In his 2006 book, The God Delusion, which popularised ‘New Atheism’ as well as prompted the rise of the sceptic community on the internet, Dawkins described the Christian God as a “vindictive, bloodthirsty ethnic cleanser , a misogynistic, homophobic racist, an infanticidal, genocidal, filicidal, pestilential, megalomaniacal, sadomasochistic, capriciously malevolent bully”. Yet his diatribe against Christianity, has not been received by the same opprobrium as that generated by his comments on Islam. Of course, bigotry against any group should not be tolerated. But in this case, Dawkins is describing ideas within Islam, specifically ideas some Islamists subscribe to, as one of the ‘greatest evils in the world’. The irony, is that in doing so Dawkins is being an advocate for many Muslims that are subjugated by radical interpretations of Islam.
 
Dawkins has, on countless occasions, criticised ideas found within the Quran, such as the death penalty for apostasy, in the same way he has criticised elements of Christianity that are at odds with pluralistic, secular societies, such as commandments of homophobia.
 
I’m sure that in Dawkins' perfect world he would eradicate Islam, but he would also eradicate Christianity because he believes that religions are conducive to regressive attitudes towards science, tolerance and freedom. The fact that Dawkins regards Islam as a ‘greater evil’ than Christianity is only because he is more “optimistic about the demise of Christianity in America and Europe” and therefore its propensity to influence communities and public policy.

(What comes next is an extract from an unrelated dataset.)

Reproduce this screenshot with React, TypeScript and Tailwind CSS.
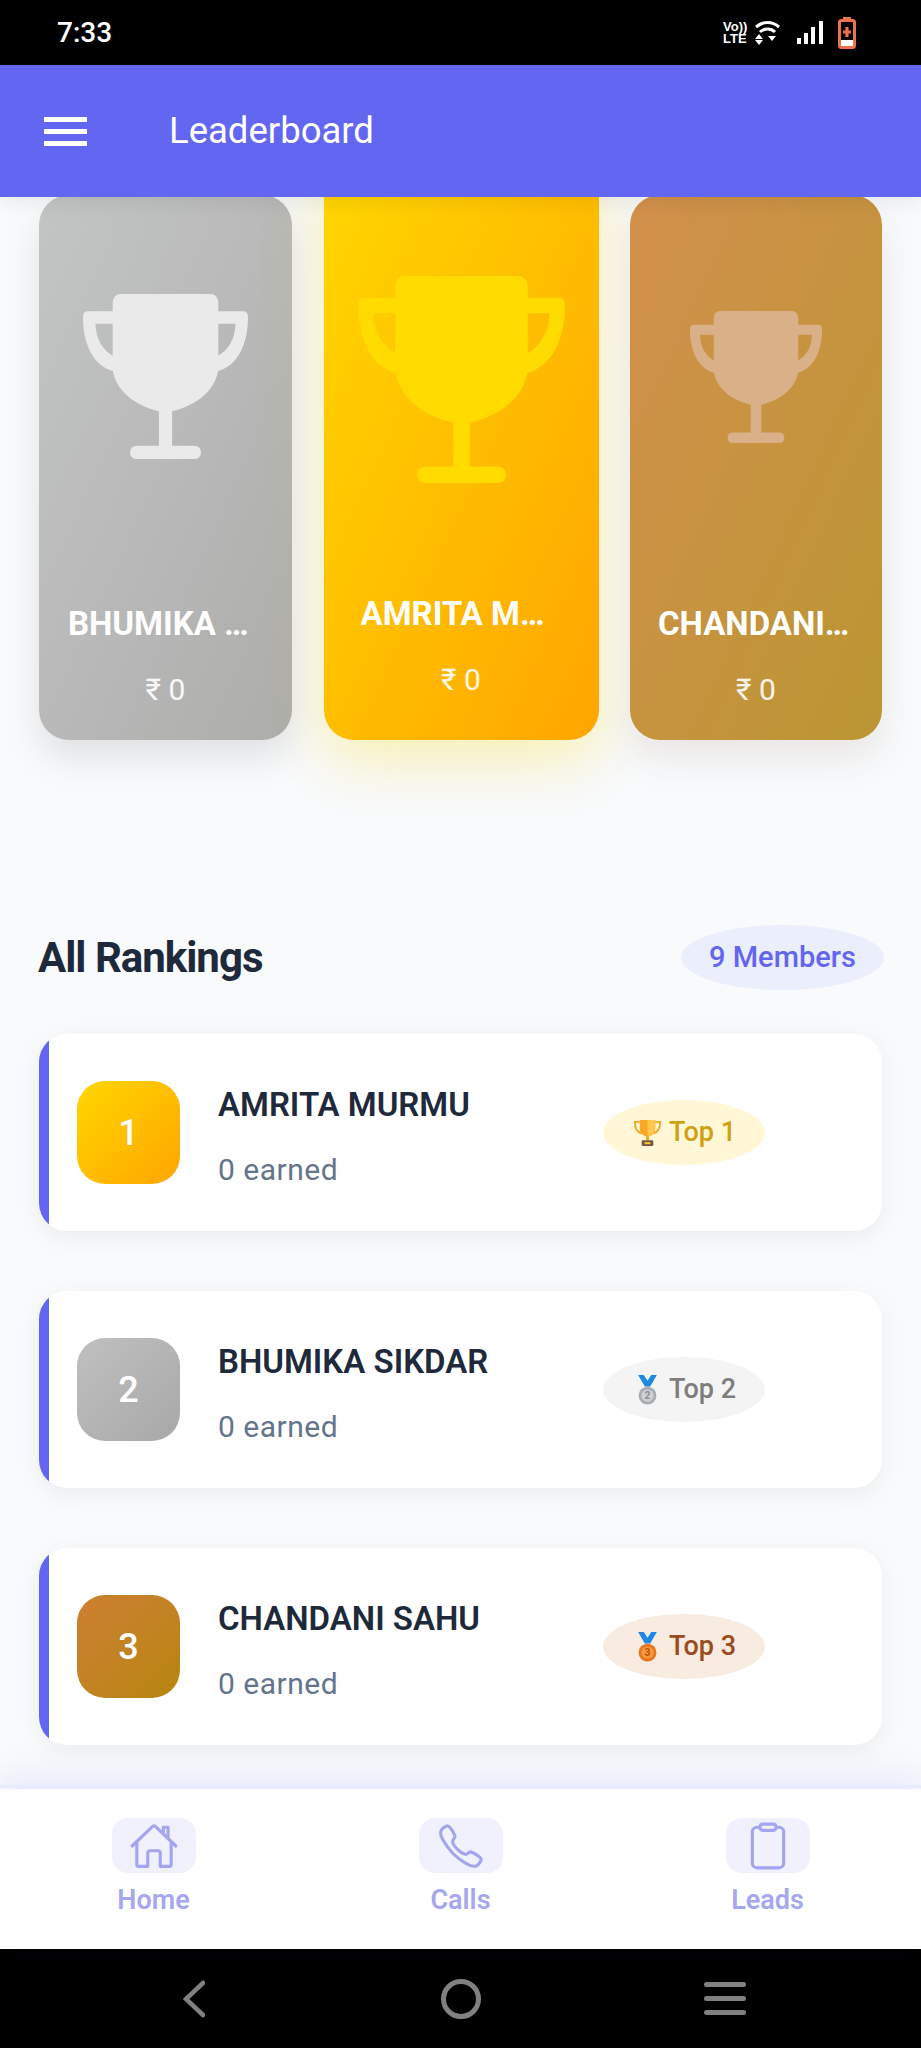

Richard Dawkins hates religion, not Muslims.
 
What’s more concerning about KPFA’s decision to no-platform Dawkins is that it is also an admission that you can be “abusive” to an idea. The quote that KPFA used as evidence to justify Dawkins’ ban was not a racist remark, it was a remark based on his attitude towards ideas contained within Islam. Specifically, the elements within Islam that are anti-liberal. He has said just as much about anti-liberal elements of Christianity.
 
If we accept that you can be abusive towards an idea, then we also accept that criticism of anything can be rejected on the grounds that it is “offensive”. There is no idea beyond criticism.
 
In the words of Dawkins himself, “let’s be open minded, but no so open minded that our brains fall out”.